The Landrum-Griffin Act looks to the rights of union members; to be free from union domination. According to National Labor Relations Board (n. d), the following amended the Taft-Hartley Act in these major respects (p. 30): • State courts and state labor relations boards were given jurisdiction over cases declined by the Board under its jurisdictional standards. • Secondary boycott prohibitions were tightened and hot cargo agreements (under which employers committed themselves in advance to boycott any other employer involved in a dispute with the union) were outlawed. A new unfair labor practice made it unlawful for a union to picket for recognition or organizational purposes in certain circumstances. • Pre-hired and seven-day union shop contracts were legalized for the construction industry. • Permanently replaced economic strikers were given the right to vote in representation elections within one year of the beginning of the strike. • The non-Communist affidavit provisions were repealed. • The Board was authorized to delegate most of its authority to define bargaining units and to direct elections to its regional directors, subject to discretionary review. Other parts of the new law established a code of conduct guaranteeing certain rights to union members within their union, and imposed reporting requirements on unions, union officers, employers, and consultants. These provisions were assigned for administration to the Department of Labor. Thus, the Landrum-Griffin protected employees’ union membership rights from unfair practices by unions, while the National Labor Relations Act protected employee rights from unfair practices by employers or unions. Landrum-Griffin Act The Landrum-Griffin Act handles all internal union affairs.
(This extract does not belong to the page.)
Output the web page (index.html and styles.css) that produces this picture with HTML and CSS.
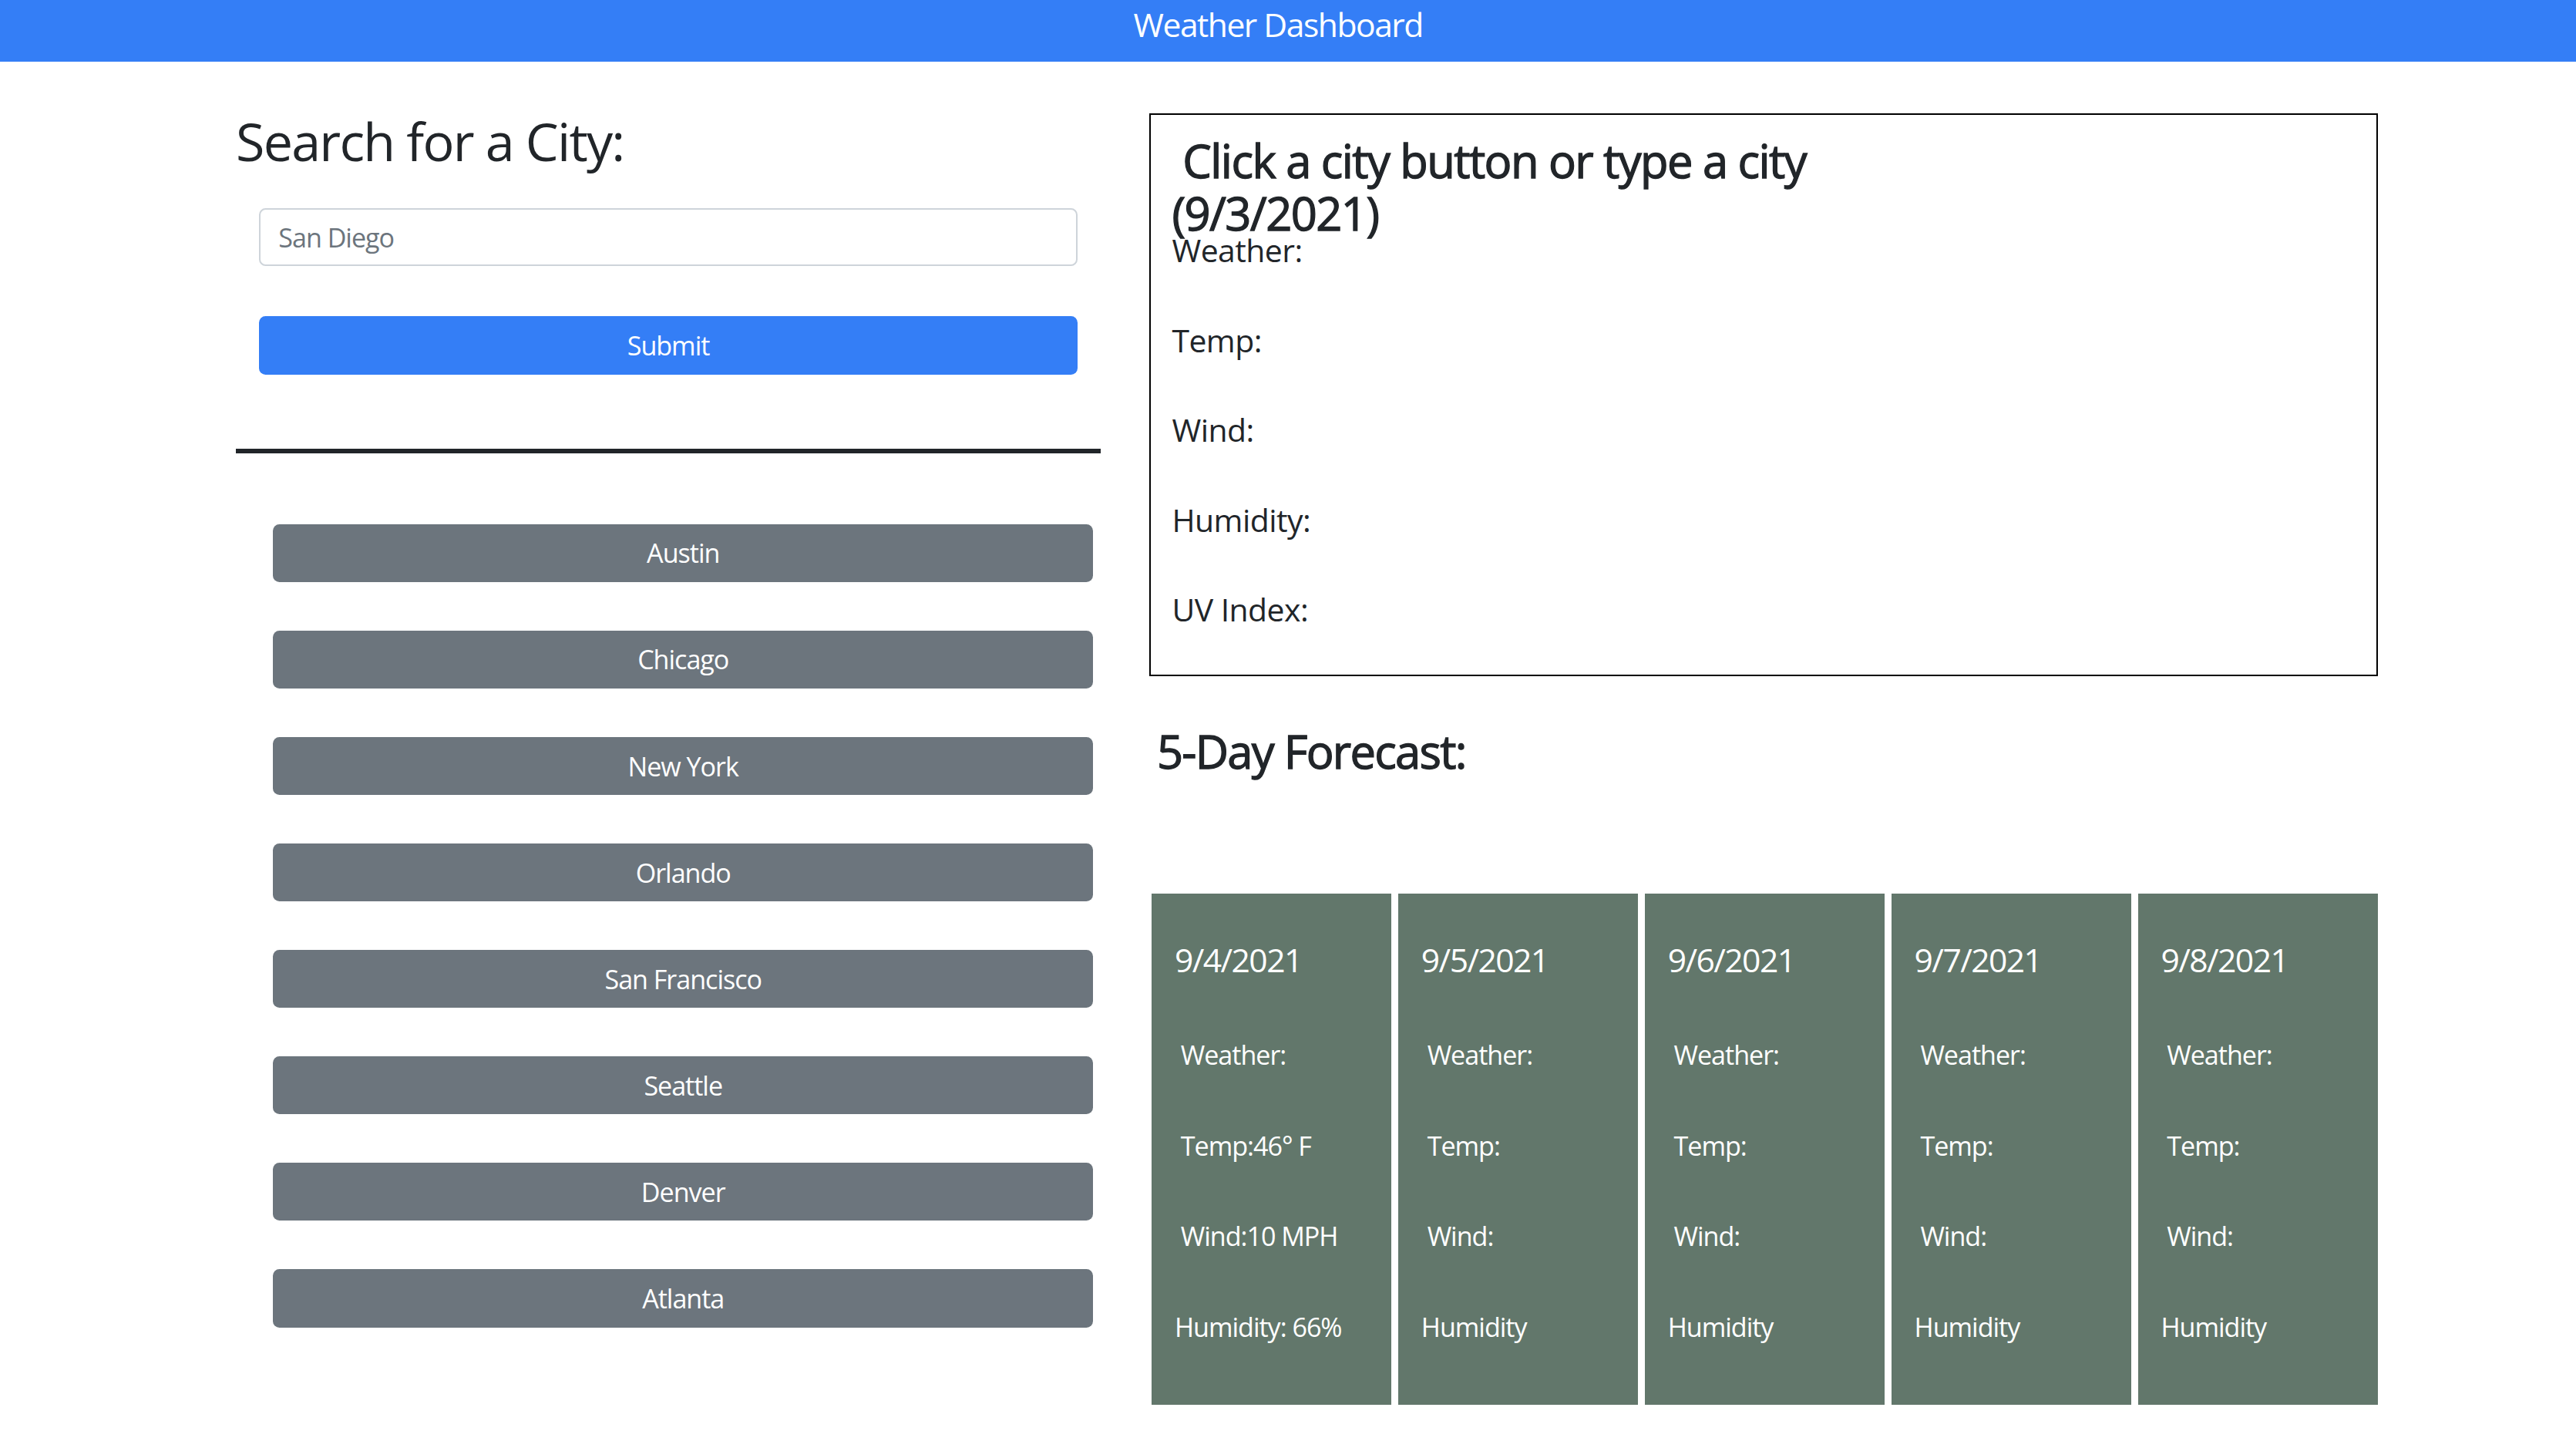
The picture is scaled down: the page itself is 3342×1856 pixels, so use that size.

It grants union members rights and protects their interest in a democratic way. The act covers all unions, officers and employees of unions, union members, employers, labor relations consultants, surety companies, trusts in which a union is interested, and other ” persons” as defined in the LMRDA who may be covered by particular provisions of the act. It also covers unions representing U. S. Postal service employees. There are several major provisions that make up the Landrum-Griffin Act; these provisions are outlined in the U. S.

Department of Labor (2010) as the following: Title I- Bill of Rights of Members of Labor Organizations, the ” Bill of Rights,” sets forth certain basic rights that Congress believed federal law should guarantee to union members. These rights are set forth under the “ Employee Rights” section below. Members may enforce these rights through private suit in federal district court. The Secretary of Labor also has enforcement responsibilities with regard to an employee’s right to receive and inspect a collective bargaining agreement.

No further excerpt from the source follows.